"""

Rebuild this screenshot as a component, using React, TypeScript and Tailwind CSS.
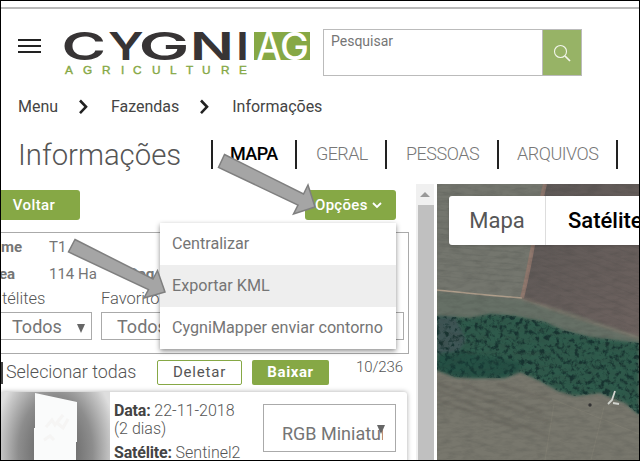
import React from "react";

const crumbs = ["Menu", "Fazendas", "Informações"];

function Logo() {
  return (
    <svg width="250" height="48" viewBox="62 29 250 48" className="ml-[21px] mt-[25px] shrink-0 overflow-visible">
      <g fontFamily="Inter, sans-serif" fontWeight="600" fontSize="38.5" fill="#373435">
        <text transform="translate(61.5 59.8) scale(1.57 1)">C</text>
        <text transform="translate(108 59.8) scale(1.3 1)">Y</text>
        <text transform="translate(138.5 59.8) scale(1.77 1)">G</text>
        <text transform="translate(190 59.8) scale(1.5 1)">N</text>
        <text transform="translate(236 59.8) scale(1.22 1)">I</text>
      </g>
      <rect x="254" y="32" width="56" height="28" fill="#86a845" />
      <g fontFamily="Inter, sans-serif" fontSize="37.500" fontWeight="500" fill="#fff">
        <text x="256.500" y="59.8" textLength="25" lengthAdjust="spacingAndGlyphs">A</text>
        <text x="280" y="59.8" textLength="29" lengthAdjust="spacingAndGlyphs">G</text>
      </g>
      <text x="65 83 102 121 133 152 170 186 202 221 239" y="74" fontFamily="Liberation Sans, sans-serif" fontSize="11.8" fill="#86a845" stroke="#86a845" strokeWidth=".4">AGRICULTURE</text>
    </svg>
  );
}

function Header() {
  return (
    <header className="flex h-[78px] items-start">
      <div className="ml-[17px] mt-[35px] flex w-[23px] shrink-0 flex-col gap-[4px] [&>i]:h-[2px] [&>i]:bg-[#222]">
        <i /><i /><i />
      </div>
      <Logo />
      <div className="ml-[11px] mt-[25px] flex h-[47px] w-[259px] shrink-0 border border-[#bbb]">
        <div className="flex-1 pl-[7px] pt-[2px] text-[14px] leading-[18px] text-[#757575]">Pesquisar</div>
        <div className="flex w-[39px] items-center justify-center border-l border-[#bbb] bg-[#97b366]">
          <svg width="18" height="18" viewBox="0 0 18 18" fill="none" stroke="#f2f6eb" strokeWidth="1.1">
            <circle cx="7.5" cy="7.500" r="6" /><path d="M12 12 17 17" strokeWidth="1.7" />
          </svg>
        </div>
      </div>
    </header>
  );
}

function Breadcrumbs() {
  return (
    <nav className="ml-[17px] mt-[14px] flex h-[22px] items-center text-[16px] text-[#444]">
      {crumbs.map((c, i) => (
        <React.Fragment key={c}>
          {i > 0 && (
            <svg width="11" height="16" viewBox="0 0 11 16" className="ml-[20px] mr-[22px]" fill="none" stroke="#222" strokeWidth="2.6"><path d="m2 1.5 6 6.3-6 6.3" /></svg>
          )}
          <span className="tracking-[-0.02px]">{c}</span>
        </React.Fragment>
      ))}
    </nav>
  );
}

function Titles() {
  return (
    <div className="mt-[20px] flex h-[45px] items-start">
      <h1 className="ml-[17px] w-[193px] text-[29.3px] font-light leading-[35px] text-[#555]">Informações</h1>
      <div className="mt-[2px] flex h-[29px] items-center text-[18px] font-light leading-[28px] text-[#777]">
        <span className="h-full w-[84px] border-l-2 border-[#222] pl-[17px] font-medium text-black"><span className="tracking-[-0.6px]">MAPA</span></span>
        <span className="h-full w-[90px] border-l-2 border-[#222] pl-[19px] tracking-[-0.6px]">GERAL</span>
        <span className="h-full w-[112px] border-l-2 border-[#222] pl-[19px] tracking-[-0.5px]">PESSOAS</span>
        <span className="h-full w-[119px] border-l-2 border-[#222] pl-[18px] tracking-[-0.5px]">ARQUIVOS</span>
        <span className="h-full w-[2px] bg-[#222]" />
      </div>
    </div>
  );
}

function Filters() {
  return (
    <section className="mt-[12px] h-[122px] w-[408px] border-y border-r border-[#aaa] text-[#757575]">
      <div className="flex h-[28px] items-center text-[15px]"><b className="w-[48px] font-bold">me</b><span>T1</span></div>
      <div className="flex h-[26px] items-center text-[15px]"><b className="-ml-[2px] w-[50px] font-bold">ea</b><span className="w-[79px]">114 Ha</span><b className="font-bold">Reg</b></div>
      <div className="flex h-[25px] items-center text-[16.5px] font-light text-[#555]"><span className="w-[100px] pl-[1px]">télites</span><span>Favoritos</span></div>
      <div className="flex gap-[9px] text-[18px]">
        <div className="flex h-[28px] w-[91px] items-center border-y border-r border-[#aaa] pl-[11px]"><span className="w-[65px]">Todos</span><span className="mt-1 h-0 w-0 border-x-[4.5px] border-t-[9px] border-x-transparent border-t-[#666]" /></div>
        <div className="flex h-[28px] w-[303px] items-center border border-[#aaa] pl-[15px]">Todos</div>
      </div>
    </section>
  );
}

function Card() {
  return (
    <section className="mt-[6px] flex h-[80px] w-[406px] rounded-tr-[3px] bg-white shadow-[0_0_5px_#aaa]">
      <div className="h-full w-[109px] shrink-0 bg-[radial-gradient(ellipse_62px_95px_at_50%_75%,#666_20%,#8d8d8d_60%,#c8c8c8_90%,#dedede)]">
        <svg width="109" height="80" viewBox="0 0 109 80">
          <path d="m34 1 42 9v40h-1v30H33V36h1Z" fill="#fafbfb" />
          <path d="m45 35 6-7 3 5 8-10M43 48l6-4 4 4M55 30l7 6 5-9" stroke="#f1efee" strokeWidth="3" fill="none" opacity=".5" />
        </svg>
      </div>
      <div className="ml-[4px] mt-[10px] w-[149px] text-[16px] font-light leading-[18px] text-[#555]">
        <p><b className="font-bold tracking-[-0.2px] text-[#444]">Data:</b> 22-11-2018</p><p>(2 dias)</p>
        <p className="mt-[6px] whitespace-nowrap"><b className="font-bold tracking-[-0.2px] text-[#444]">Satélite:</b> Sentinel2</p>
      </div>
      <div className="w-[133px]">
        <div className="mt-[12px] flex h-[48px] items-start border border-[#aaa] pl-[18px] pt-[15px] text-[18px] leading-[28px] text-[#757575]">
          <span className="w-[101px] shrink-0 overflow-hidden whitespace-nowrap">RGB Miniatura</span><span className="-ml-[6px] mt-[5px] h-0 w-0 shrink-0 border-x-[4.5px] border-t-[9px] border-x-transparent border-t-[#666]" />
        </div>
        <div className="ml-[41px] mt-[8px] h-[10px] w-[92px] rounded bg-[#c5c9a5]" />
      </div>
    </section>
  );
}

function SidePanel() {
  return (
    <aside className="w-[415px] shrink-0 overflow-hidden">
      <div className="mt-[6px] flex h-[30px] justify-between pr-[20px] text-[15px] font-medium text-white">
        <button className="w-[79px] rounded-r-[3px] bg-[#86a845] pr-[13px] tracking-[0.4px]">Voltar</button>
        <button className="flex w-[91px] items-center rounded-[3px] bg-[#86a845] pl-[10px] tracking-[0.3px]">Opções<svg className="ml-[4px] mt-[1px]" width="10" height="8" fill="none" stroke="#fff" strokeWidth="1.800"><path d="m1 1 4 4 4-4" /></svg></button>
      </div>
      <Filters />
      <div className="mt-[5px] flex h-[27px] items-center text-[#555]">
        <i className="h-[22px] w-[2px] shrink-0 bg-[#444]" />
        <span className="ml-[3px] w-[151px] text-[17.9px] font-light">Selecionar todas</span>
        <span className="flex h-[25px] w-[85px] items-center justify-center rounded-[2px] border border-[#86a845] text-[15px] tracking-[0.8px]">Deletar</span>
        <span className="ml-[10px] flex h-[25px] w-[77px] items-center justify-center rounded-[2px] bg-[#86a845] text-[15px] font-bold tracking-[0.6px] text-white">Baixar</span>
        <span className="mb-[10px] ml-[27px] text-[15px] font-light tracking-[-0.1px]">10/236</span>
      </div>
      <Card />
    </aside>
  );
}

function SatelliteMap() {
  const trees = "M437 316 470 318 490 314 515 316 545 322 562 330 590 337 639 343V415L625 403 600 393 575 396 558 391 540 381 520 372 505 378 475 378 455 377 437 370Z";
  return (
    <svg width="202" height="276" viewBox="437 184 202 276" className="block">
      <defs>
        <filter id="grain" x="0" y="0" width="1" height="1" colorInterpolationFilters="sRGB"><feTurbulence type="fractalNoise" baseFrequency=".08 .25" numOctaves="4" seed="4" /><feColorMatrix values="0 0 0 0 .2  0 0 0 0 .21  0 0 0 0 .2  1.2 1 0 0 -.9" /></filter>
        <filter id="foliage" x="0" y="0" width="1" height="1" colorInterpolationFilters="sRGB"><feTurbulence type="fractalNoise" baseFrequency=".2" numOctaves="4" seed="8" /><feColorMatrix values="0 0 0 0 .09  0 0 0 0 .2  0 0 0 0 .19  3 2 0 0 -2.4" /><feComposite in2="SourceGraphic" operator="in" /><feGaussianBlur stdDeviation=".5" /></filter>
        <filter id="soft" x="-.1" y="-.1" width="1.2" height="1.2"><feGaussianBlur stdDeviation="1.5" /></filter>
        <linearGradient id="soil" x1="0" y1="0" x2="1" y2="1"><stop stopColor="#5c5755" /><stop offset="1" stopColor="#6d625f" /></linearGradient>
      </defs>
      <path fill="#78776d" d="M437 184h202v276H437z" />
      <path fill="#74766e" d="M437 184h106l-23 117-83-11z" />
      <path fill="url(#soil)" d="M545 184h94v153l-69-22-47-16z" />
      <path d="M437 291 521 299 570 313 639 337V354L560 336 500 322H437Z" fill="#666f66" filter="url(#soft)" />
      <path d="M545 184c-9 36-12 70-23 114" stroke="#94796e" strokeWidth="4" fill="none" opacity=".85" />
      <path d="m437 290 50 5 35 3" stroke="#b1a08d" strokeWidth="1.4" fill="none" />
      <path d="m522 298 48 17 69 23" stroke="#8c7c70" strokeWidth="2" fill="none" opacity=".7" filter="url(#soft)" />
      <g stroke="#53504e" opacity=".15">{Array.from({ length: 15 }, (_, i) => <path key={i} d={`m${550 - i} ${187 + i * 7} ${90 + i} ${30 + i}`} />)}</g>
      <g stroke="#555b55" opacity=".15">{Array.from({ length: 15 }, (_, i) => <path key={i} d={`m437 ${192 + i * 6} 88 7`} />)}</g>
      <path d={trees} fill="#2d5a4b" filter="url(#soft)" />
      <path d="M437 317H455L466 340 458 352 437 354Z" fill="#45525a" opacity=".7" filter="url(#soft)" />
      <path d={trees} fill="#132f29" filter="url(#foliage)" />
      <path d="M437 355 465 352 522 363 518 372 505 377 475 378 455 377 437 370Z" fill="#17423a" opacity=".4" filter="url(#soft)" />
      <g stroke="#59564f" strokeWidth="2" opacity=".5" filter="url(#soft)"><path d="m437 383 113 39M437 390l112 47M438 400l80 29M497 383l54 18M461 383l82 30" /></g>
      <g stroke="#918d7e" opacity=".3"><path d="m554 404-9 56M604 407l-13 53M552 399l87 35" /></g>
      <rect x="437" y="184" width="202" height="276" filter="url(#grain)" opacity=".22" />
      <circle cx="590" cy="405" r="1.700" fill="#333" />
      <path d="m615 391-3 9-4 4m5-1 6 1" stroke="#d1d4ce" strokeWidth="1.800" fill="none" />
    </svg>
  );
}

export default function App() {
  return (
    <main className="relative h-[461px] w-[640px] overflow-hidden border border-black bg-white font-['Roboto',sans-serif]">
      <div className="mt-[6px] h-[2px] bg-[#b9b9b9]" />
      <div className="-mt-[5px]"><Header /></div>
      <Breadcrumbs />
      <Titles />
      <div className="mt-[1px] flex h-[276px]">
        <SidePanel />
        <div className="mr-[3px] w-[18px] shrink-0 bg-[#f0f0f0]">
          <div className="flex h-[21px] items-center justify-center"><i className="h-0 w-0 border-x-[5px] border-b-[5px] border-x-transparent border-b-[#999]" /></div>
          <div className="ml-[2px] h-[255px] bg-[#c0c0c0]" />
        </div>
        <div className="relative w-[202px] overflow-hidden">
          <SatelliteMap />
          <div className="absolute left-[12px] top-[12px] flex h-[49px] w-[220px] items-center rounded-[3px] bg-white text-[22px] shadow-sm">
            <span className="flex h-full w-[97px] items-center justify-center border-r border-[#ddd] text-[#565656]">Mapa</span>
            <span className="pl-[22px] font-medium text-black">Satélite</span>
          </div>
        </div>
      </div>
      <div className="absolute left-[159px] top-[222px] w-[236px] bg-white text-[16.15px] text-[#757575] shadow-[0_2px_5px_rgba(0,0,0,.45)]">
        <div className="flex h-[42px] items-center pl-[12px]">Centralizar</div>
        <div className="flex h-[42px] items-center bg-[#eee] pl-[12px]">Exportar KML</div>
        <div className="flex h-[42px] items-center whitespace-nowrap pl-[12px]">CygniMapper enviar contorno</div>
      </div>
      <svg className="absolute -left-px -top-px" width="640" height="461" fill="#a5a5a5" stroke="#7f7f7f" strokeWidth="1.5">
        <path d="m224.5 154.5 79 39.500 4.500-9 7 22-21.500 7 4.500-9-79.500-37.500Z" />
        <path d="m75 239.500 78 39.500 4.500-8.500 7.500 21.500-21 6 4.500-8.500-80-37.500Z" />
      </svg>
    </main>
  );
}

"""

TO BE DONE: How many of the lines above include the string "React"? Reply with the number by itself.

RESPONSE TO THE EXERCISE: 4